News that Broadcom intends to sell VMware's End-User Computing business unit, which consists of VMware Horizon, VMware App Volumes and VMware Workspace ONE, to private equity firm KKR raises a number of questions.
Though I've tracked the EUC space for decades and even wrote about the expected sale, it's difficult to form a complete opinion on events like this in such a short time, but I want to share some of the thoughts and questions that have come to mind since reading the news.
In short, this deal feels different than Vista Equity Partner's acquisition of Citrix in 2022, even though both deals involve a private equity firm. While it's easy to take the doom-and-gloom approach -- there are, after all, a lot of questions that the new version of VMware EUC will have to answer very quickly -- it's entirely possible that this could wind up being a good thing all around.
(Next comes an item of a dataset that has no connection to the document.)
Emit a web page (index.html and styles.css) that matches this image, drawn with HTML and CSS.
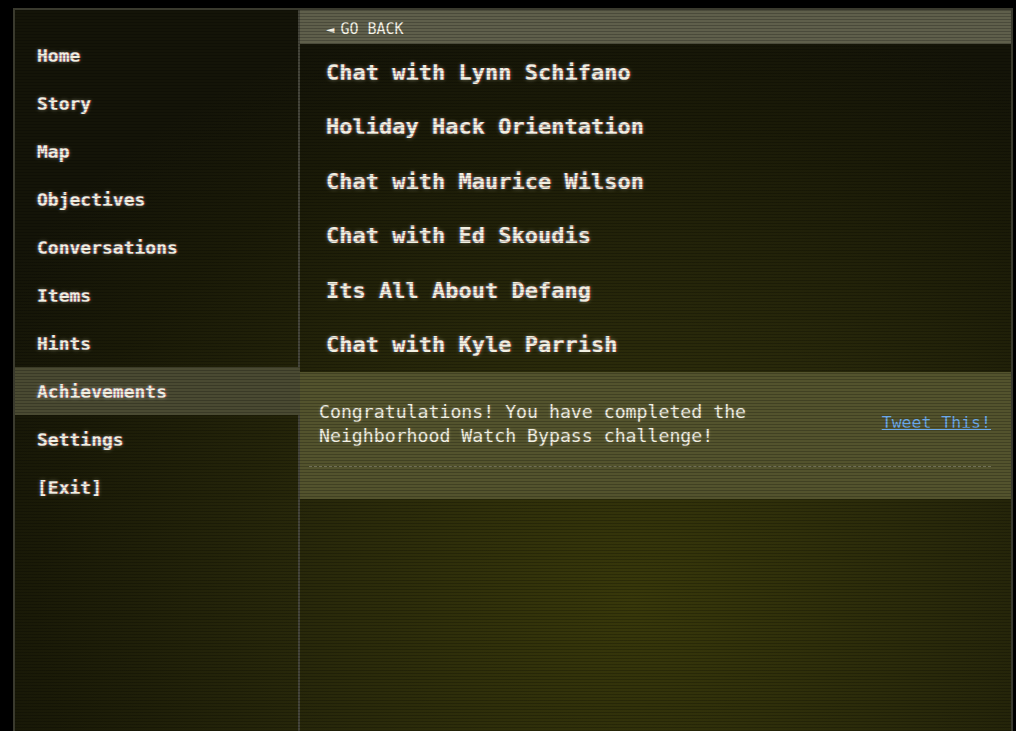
FILE: index.html
```html
<!DOCTYPE html>
<html lang="en">
<head>
    <meta charset="utf-8">
    <title>Achievements</title>
    <link rel="stylesheet" href="styles.css">
</head>
<body>
    <div class="frame">
        <nav class="sidebar">
            <ul>
                <li><a href="#">Home</a></li>
                <li><a href="#">Story</a></li>
                <li><a href="#">Map</a></li>
                <li><a href="#">Objectives</a></li>
                <li><a href="#">Conversations</a></li>
                <li><a href="#">Items</a></li>
                <li><a href="#">Hints</a></li>
                <li class="active"><a href="#">Achievements</a></li>
                <li><a href="#">Settings</a></li>
                <li><a href="#">[Exit]</a></li>
            </ul>
        </nav>
        <main class="content">
            <div class="go-back"><span class="arrow">&#9668;</span> GO BACK</div>
            <ul class="achievements">
                <li>Chat with Lynn Schifano</li>
                <li>Holiday Hack Orientation</li>
                <li>Chat with Maurice Wilson</li>
                <li>Chat with Ed Skoudis</li>
                <li>Its All About Defang</li>
                <li>Chat with Kyle Parrish</li>
            </ul>
            <!-- popup for the latest achievement -->
            <div class="notice">
                <div class="notice-body">
                    <p>Congratulations! You have completed the<br>Neighborhood Watch Bypass challenge!</p>
                    <a href="#" class="tweet">Tweet This!</a>
                </div>
                <div class="notice-rule"></div>
            </div>
        </main>
    </div>
</body>
</html>
```

FILE: styles.css
```css
body {
    margin: 0;
    padding: 0;
    background: #000;
    font-family: "DejaVu Sans Mono", "Liberation Mono", monospace;
    color: #f2f0e2;
    height: 100vh;
    overflow: hidden;
}

.frame {
    position: relative;
    box-sizing: border-box;
    margin: 8px 0 0 13px;
    width: 1000px;
    height: calc(100vh - 8px);
    border: 2px solid #3a3a2e;
    border-bottom: none;
    display: grid;
    grid-template-columns: 285px 1fr;
    background: radial-gradient(ellipse 75% 85% at 62% 82%, #38380a 0%, #28280a 45%, #1a1a07 80%, #141408 100%);
}

/* scanline overlay */
.frame::after {
    content: "";
    position: absolute;
    inset: 0;
    pointer-events: none;
    background: repeating-linear-gradient(to bottom, rgba(0, 0, 0, 0.22) 0 1px, transparent 1px 3px);
}

.sidebar {
    border-right: 2px solid #45453a;
}

.sidebar ul {
    list-style: none;
    margin: 0;
    padding: 21px 0 0 0;
}

.sidebar li {
    height: 48px;
    display: flex;
    align-items: center;
    padding-left: 22px;
}

.sidebar li.active {
    background: #4a4a32;
    margin-right: -2px;
}

.sidebar a {
    color: #f2f0e2;
    text-decoration: none;
    font-weight: bold;
    font-size: 18px;
    text-shadow: 1px 0 rgba(255, 60, 60, 0.45), -1px 0 rgba(80, 140, 255, 0.45), 0 0 4px rgba(255, 255, 220, 0.35);
}

.content {
    display: flex;
    flex-direction: column;
}

.go-back {
    box-sizing: border-box;
    height: 34px;
    background: #5f5f4b;
    display: flex;
    align-items: center;
    padding: 3px 0 0 26px;
    font-size: 15px;
    color: #f4f2e6;
}

.go-back .arrow {
    font-size: 14px;
    margin-right: 6px;
}

.achievements {
    list-style: none;
    margin: 0;
    padding: 1px 0 0 26px;
}

.achievements li {
    height: 54.5px;
    display: flex;
    align-items: center;
    font-size: 22px;
    font-weight: bold;
    text-shadow: 1px 0 rgba(255, 60, 60, 0.45), -1px 0 rgba(80, 140, 255, 0.45), 0 0 4px rgba(255, 255, 220, 0.35);
}

.notice {
    background: #53532d;
    padding: 28px 20px 32px 9px;
}

.notice-body {
    display: flex;
    align-items: center;
    justify-content: space-between;
    padding-left: 10px;
}

.notice-body p {
    margin: 0;
    font-size: 18.2px;
    line-height: 24px;
    color: #f2f0e4;
    text-shadow: 0 0 3px rgba(255, 255, 220, 0.3);
}

.tweet {
    color: #6aa8e8;
    font-size: 16.5px;
    margin-top: -4px;
}

.notice-rule {
    margin-top: 18px;
    border-top: 1px dashed #8e8e70;
}
```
One of the first questions surrounding the news is, who is KKR? The global firm has an extremely diverse portfolio of investments and acquisitions and is famous for its acquisition of RJR Nabisco in the late 1980s.
While they don’t appear to be super active in end-user computing, they have one extremely notable property in Alludo, which is the parent company of Parallels.
Parallels makes a desktop virtualization platform called Parallels RAS, as well as Parallels Desktop, which is the only client hypervisor that Microsoft supports to run Windows in a virtual machine on a Mac. While there’s no mention of Parallels in the press release, this connection is noteworthy. More on that later.
KKR-VMware EUC vs. Vista-Citrix
It's easy to look at this deal and compare it to Citrix's acquisition by Vista and Evergreen Coast Capital to form Cloud Software Group. You might think, "VMware EUC got sold to a private equity firm. We know how this is going to go." The assumption is mass layoffs and huge product and operational changes. While any acquisition like this is bound to bring change, the degree of that change depends on the business and the circumstances that led to the transaction.
With that in mind, let's look at a few key elements of the Citrix and VMware EUC deals, starting with why they happened in the first place.
VMware EUC was stranded
Broadcom showed zero interest in VMware's EUC business during the lengthy run-up to closing the acquisition deal in November 2023. At around $2 billion in revenue, EUC was a small piece of the overall pie and it simply never had a home at Broadcom. Sure, if it had been insanely profitable they might have been more inclined to keep it, but the reality is, VMware EUC never fit into Broadcom's core plans. That is the primary reason it is being sold off.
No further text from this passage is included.